### STATED PROBLEM
Give an exact copy of every line, leaving images out.

### GIVEN RECORDS

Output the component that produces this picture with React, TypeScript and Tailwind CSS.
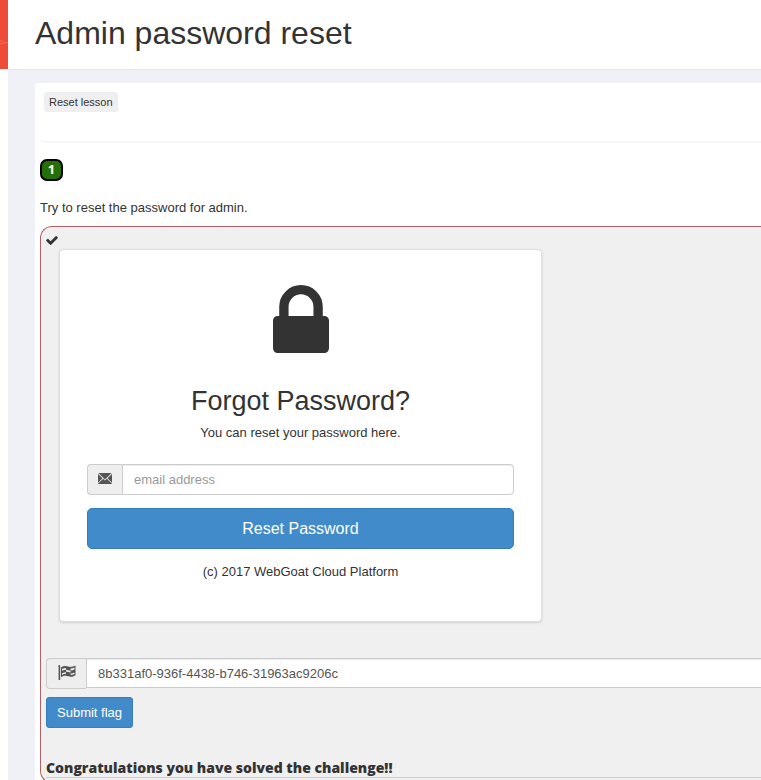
import React, { useState } from 'react';

interface IconProps {
  className?: string;
}

const LockIcon: React.FC<IconProps> = ({ className }) => (
  <svg className={className} viewBox="320 128 1152 1408" fill="currentColor" preserveAspectRatio="none" aria-hidden="true">
    <path d="M640 768h512V576q0-106-75-181t-181-75-181 75-75 181v192zm832 96v576q0 40-28 68t-68 28H416q-40 0-68-28t-28-68V864q0-40 28-68t68-28h32V576q0-184 132-316t316-132 316 132 132 316v192h32q40 0 68 28t28 68z" />
  </svg>
);

const CheckIcon: React.FC<IconProps> = ({ className }) => (
  <svg className={className} viewBox="121 334 1550 1188" fill="currentColor" aria-hidden="true">
    <path d="M1671 566q0 40-28 68l-724 724-136 136q-28 28-68 28t-68-28l-136-136-362-362q-28-28-28-68t28-68l136-136q28-28 68-28t68 28l294 295 656-657q28-28 68-28t68 28l136 136q28 28 28 68z" />
  </svg>
);

const EnvelopeIcon: React.FC<IconProps> = ({ className }) => (
  <svg className={className} viewBox="0 0 14 11" fill="currentColor" aria-hidden="true">
    <path d="M.4 0h13.200L7 6.400zM0 .9l4.500 4.300L0 9.800zM14 .9v8.900L9.500 5.200zM.2 11v-.4l5-4.800L7 7.500l1.800-1.700 5 4.800v.4z" />
  </svg>
);

const FlagIcon: React.FC<IconProps> = ({ className }) => (
  <svg className={className} viewBox="0 0 18 15" aria-hidden="true">
    <path fill="currentColor" d="M1.200 0a1 1 0 0 1 1 1v14H.6V1.800A1 1 0 0 1 1.200 0z" />
    <path fill="currentColor" d="M3 2.200C6 .6 7.600 .6 10.300 1.600c2 .8 4 .5 7.200-1V10.300c-3 1.700-5 1.800-7.200 1C7.800 10.400 6 10.600 3 12.200z" />
    <path fill="#eee" d="M4 4c1.400-.7 2.600-1.100 4-1.100v1.800C6.600 4.700 5.400 5.100 4 5.800zM8 4.800c1.600 0 2.600.9 4.600 1v1.700C10.600 7.400 9.600 6.700 8 6.600zM12.600 3.600c1.400 0 2.500-.4 3.900-1v1.800c-1.400.6-2.500 1-3.900 1zM4 8.400c1.400-.7 2.600-1.100 4-1.100v1.500c-1.400 0-2.600.4-4 1.100zM12.600 8.500c1.400 0 2.500-.4 3.900-1v1.500c-1.400.6-2.500 1-3.900 1z" />
  </svg>
);

const Sidebar: React.FC = () => (
  <aside className="w-2 shrink-0">
    <div className="flex h-[69px] flex-col justify-center bg-[#ee4b38]">
      <svg className="mt-4 h-2 w-2" viewBox="0 0 8 8" fill="none" stroke="#f26d5e" aria-hidden="true">
        <path d="M0 2h3l2 1.500h3M0 4.500h5" />
      </svg>
    </div>
  </aside>
);

const ForgotPassword: React.FC = () => {
  const [email, setEmail] = useState('');

  return (
    <section className="ml-[13px] max-w-[483px] rounded border border-[#ddd] bg-white px-[27px] pt-[35px] pb-10 text-center shadow-sm">
      <LockIcon className="mx-auto h-[68px] w-14" />
      <h2 className="mt-8 text-[27px] leading-8">Forgot Password?</h2>
      <p className="mt-[7px] leading-[18px]">You can reset your password here.</p>
      <form className="mt-[22px]" onSubmit={(e) => e.preventDefault()}>
        <div className="flex h-[31px]">
          <label htmlFor="email" className="flex w-[35px] shrink-0 items-center justify-center rounded-l border border-r-0 border-[#ccc] bg-[#eee] pb-0.5 text-[#555]">
            <EnvelopeIcon className="h-[11px] w-[14px]" />
          </label>
          <input
            id="email"
            type="email"
            aria-label="email address"
            placeholder="email address"
            value={email}
            onChange={(e) => setEmail(e.target.value)}
            className="min-w-0 grow rounded-r border border-[#ccc] bg-white px-[11px] text-[#555] shadow-[inset_0_1px_1px_rgba(0,0,0,0.075)] placeholder:text-[#999]"
          />
        </div>
        <button type="submit" className="mt-[13px] h-[41px] w-full rounded-[5px] border border-[#357ebd] bg-[#428bca] text-base text-white">
          Reset Password
        </button>
      </form>
      <p className="mt-[14px] leading-[18px]">(c) 2017 WebGoat Cloud Platform</p>
    </section>
  );
};

const FlagForm: React.FC = () => {
  const [flag, setFlag] = useState('8b331af0-936f-4438-b746-31963ac9206c');

  return (
    <form className="mt-9" onSubmit={(e) => e.preventDefault()}>
      <div className="flex h-[31px]">
        <label htmlFor="flag" className="flex w-10 shrink-0 items-center justify-center rounded-l border border-r-0 border-[#ccc] bg-[#eee] pb-0.5 text-[#555]">
          <FlagIcon className="h-[15px] w-[18px]" />
        </label>
        <input
          id="flag"
          type="text"
          aria-label="Flag"
          value={flag}
          onChange={(e) => setFlag(e.target.value)}
          className="h-[30px] min-w-0 grow border border-r-0 border-[#ccc] bg-white px-[11px] text-[#555] shadow-[inset_0_1px_1px_rgba(0,0,0,0.075)]"
        />
      </div>
      <button type="submit" className="mt-2 h-[31px] rounded-[3px] border border-[#357ebd] bg-[#428bca] px-[10px] text-white">
        Submit flag
      </button>
    </form>
  );
};

const App: React.FC = () => {
  return (
    <div className="flex min-h-screen overflow-hidden bg-white font-['Liberation_Sans',Arial,sans-serif] text-[13px] text-[#333]">
      <Sidebar />
      <div className="flex min-w-0 grow flex-col">
        <header className="h-[70px] border-b border-[#e4e5eb] bg-white px-[27px] pt-[13px]">
          <h1 className="text-[32px] leading-10">Admin password reset</h1>
        </header>
        <main className="grow bg-[#f0f1f7] pt-[13px] pl-[27px]">
          <div className="rounded-tl bg-white pl-[5px]">
            <div className="h-[60px] rounded-bl border-b-2 border-[#f7f7f7] px-1 pt-[9px]">
              <button type="button" className="block h-5 rounded-[3px] bg-[#efefef] px-[5px] text-[11px]">
                Reset lesson
              </button>
            </div>
            <nav className="pt-4">
              <a href="#1" className="flex h-[22px] w-[23px] items-center justify-center rounded-[7px] border-2 border-black bg-[#247006] font-['Open_Sans',sans-serif] font-bold text-white">
                1
              </a>
            </nav>
            <p className="mt-[18px] leading-[18px]">Try to reset the password for admin.</p>
            <div className="mt-[9px] rounded-l-xl border border-r-0 border-[#b06068] bg-[#f0f0f0] pt-[9px] pb-1 pl-[5px]">
              <CheckIcon className="mb-1 h-[9px] w-3" />
              <ForgotPassword />
              <FlagForm />
              <p className="mt-8 border-b border-[#ccc] pb-0.5 font-['Open_Sans',sans-serif] text-sm leading-[15px] font-extrabold">
                Congratulations you have solved the challenge!!
              </p>
            </div>
          </div>
        </main>
      </div>
    </div>
  );
};

export default App;
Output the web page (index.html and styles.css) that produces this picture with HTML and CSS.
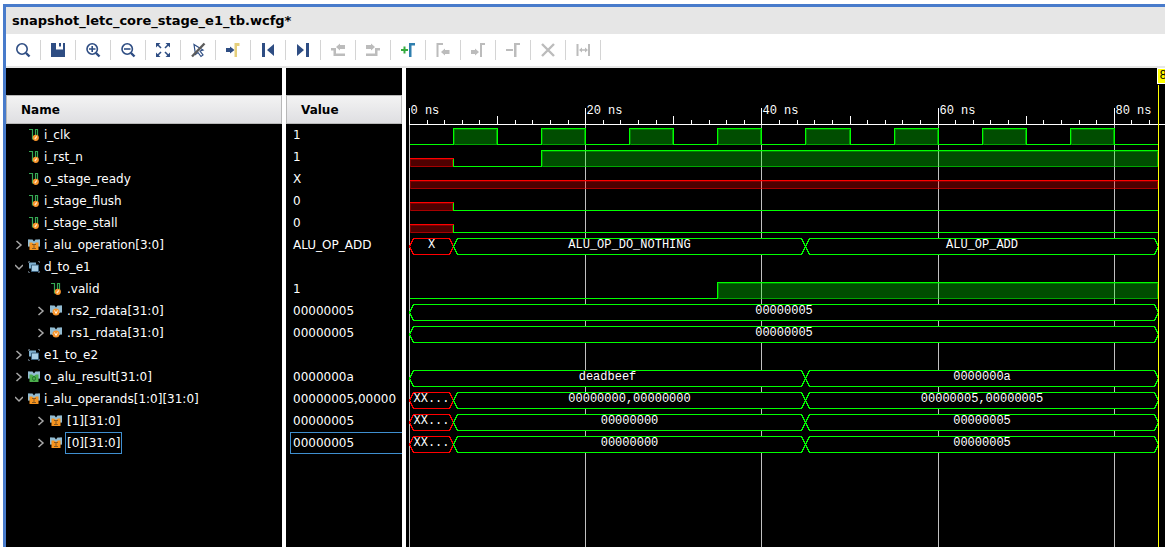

### OUTPUT FOR THIS TASK
Output the component that produces this picture with React, TypeScript and Tailwind CSS.
import React, { useState } from 'react';

interface IconProps {
  className?: string;
}

const LockIcon: React.FC<IconProps> = ({ className }) => (
  <svg className={className} viewBox="320 128 1152 1408" fill="currentColor" preserveAspectRatio="none" aria-hidden="true">
    <path d="M640 768h512V576q0-106-75-181t-181-75-181 75-75 181v192zm832 96v576q0 40-28 68t-68 28H416q-40 0-68-28t-28-68V864q0-40 28-68t68-28h32V576q0-184 132-316t316-132 316 132 132 316v192h32q40 0 68 28t28 68z" />
  </svg>
);

const CheckIcon: React.FC<IconProps> = ({ className }) => (
  <svg className={className} viewBox="121 334 1550 1188" fill="currentColor" aria-hidden="true">
    <path d="M1671 566q0 40-28 68l-724 724-136 136q-28 28-68 28t-68-28l-136-136-362-362q-28-28-28-68t28-68l136-136q28-28 68-28t68 28l294 295 656-657q28-28 68-28t68 28l136 136q28 28 28 68z" />
  </svg>
);

const EnvelopeIcon: React.FC<IconProps> = ({ className }) => (
  <svg className={className} viewBox="0 0 14 11" fill="currentColor" aria-hidden="true">
    <path d="M.4 0h13.200L7 6.400zM0 .9l4.500 4.300L0 9.800zM14 .9v8.900L9.500 5.200zM.2 11v-.4l5-4.800L7 7.500l1.800-1.700 5 4.800v.4z" />
  </svg>
);

const FlagIcon: React.FC<IconProps> = ({ className }) => (
  <svg className={className} viewBox="0 0 18 15" aria-hidden="true">
    <path fill="currentColor" d="M1.200 0a1 1 0 0 1 1 1v14H.6V1.800A1 1 0 0 1 1.200 0z" />
    <path fill="currentColor" d="M3 2.200C6 .6 7.600 .6 10.300 1.600c2 .8 4 .5 7.200-1V10.300c-3 1.700-5 1.800-7.200 1C7.800 10.400 6 10.600 3 12.200z" />
    <path fill="#eee" d="M4 4c1.400-.7 2.600-1.100 4-1.100v1.800C6.600 4.700 5.400 5.100 4 5.800zM8 4.800c1.600 0 2.600.9 4.600 1v1.700C10.600 7.400 9.600 6.700 8 6.600zM12.600 3.600c1.400 0 2.500-.4 3.900-1v1.800c-1.400.6-2.500 1-3.900 1zM4 8.400c1.400-.7 2.600-1.100 4-1.100v1.500c-1.400 0-2.600.4-4 1.100zM12.600 8.500c1.400 0 2.500-.4 3.900-1v1.500c-1.400.6-2.500 1-3.900 1z" />
  </svg>
);

const Sidebar: React.FC = () => (
  <aside className="w-2 shrink-0">
    <div className="flex h-[69px] flex-col justify-center bg-[#ee4b38]">
      <svg className="mt-4 h-2 w-2" viewBox="0 0 8 8" fill="none" stroke="#f26d5e" aria-hidden="true">
        <path d="M0 2h3l2 1.500h3M0 4.500h5" />
      </svg>
    </div>
  </aside>
);

const ForgotPassword: React.FC = () => {
  const [email, setEmail] = useState('');

  return (
    <section className="ml-[13px] max-w-[483px] rounded border border-[#ddd] bg-white px-[27px] pt-[35px] pb-10 text-center shadow-sm">
      <LockIcon className="mx-auto h-[68px] w-14" />
      <h2 className="mt-8 text-[27px] leading-8">Forgot Password?</h2>
      <p className="mt-[7px] leading-[18px]">You can reset your password here.</p>
      <form className="mt-[22px]" onSubmit={(e) => e.preventDefault()}>
        <div className="flex h-[31px]">
          <label htmlFor="email" className="flex w-[35px] shrink-0 items-center justify-center rounded-l border border-r-0 border-[#ccc] bg-[#eee] pb-0.5 text-[#555]">
            <EnvelopeIcon className="h-[11px] w-[14px]" />
          </label>
          <input
            id="email"
            type="email"
            aria-label="email address"
            placeholder="email address"
            value={email}
            onChange={(e) => setEmail(e.target.value)}
            className="min-w-0 grow rounded-r border border-[#ccc] bg-white px-[11px] text-[#555] shadow-[inset_0_1px_1px_rgba(0,0,0,0.075)] placeholder:text-[#999]"
          />
        </div>
        <button type="submit" className="mt-[13px] h-[41px] w-full rounded-[5px] border border-[#357ebd] bg-[#428bca] text-base text-white">
          Reset Password
        </button>
      </form>
      <p className="mt-[14px] leading-[18px]">(c) 2017 WebGoat Cloud Platform</p>
    </section>
  );
};

const FlagForm: React.FC = () => {
  const [flag, setFlag] = useState('8b331af0-936f-4438-b746-31963ac9206c');

  return (
    <form className="mt-9" onSubmit={(e) => e.preventDefault()}>
      <div className="flex h-[31px]">
        <label htmlFor="flag" className="flex w-10 shrink-0 items-center justify-center rounded-l border border-r-0 border-[#ccc] bg-[#eee] pb-0.5 text-[#555]">
          <FlagIcon className="h-[15px] w-[18px]" />
        </label>
        <input
          id="flag"
          type="text"
          aria-label="Flag"
          value={flag}
          onChange={(e) => setFlag(e.target.value)}
          className="h-[30px] min-w-0 grow border border-r-0 border-[#ccc] bg-white px-[11px] text-[#555] shadow-[inset_0_1px_1px_rgba(0,0,0,0.075)]"
        />
      </div>
      <button type="submit" className="mt-2 h-[31px] rounded-[3px] border border-[#357ebd] bg-[#428bca] px-[10px] text-white">
        Submit flag
      </button>
    </form>
  );
};

const App: React.FC = () => {
  return (
    <div className="flex min-h-screen overflow-hidden bg-white font-['Liberation_Sans',Arial,sans-serif] text-[13px] text-[#333]">
      <Sidebar />
      <div className="flex min-w-0 grow flex-col">
        <header className="h-[70px] border-b border-[#e4e5eb] bg-white px-[27px] pt-[13px]">
          <h1 className="text-[32px] leading-10">Admin password reset</h1>
        </header>
        <main className="grow bg-[#f0f1f7] pt-[13px] pl-[27px]">
          <div className="rounded-tl bg-white pl-[5px]">
            <div className="h-[60px] rounded-bl border-b-2 border-[#f7f7f7] px-1 pt-[9px]">
              <button type="button" className="block h-5 rounded-[3px] bg-[#efefef] px-[5px] text-[11px]">
                Reset lesson
              </button>
            </div>
            <nav className="pt-4">
              <a href="#1" className="flex h-[22px] w-[23px] items-center justify-center rounded-[7px] border-2 border-black bg-[#247006] font-['Open_Sans',sans-serif] font-bold text-white">
                1
              </a>
            </nav>
            <p className="mt-[18px] leading-[18px]">Try to reset the password for admin.</p>
            <div className="mt-[9px] rounded-l-xl border border-r-0 border-[#b06068] bg-[#f0f0f0] pt-[9px] pb-1 pl-[5px]">
              <CheckIcon className="mb-1 h-[9px] w-3" />
              <ForgotPassword />
              <FlagForm />
              <p className="mt-8 border-b border-[#ccc] pb-0.5 font-['Open_Sans',sans-serif] text-sm leading-[15px] font-extrabold">
                Congratulations you have solved the challenge!!
              </p>
            </div>
          </div>
        </main>
      </div>
    </div>
  );
};

export default App;
Output the web page (index.html and styles.css) that produces this picture with HTML and CSS.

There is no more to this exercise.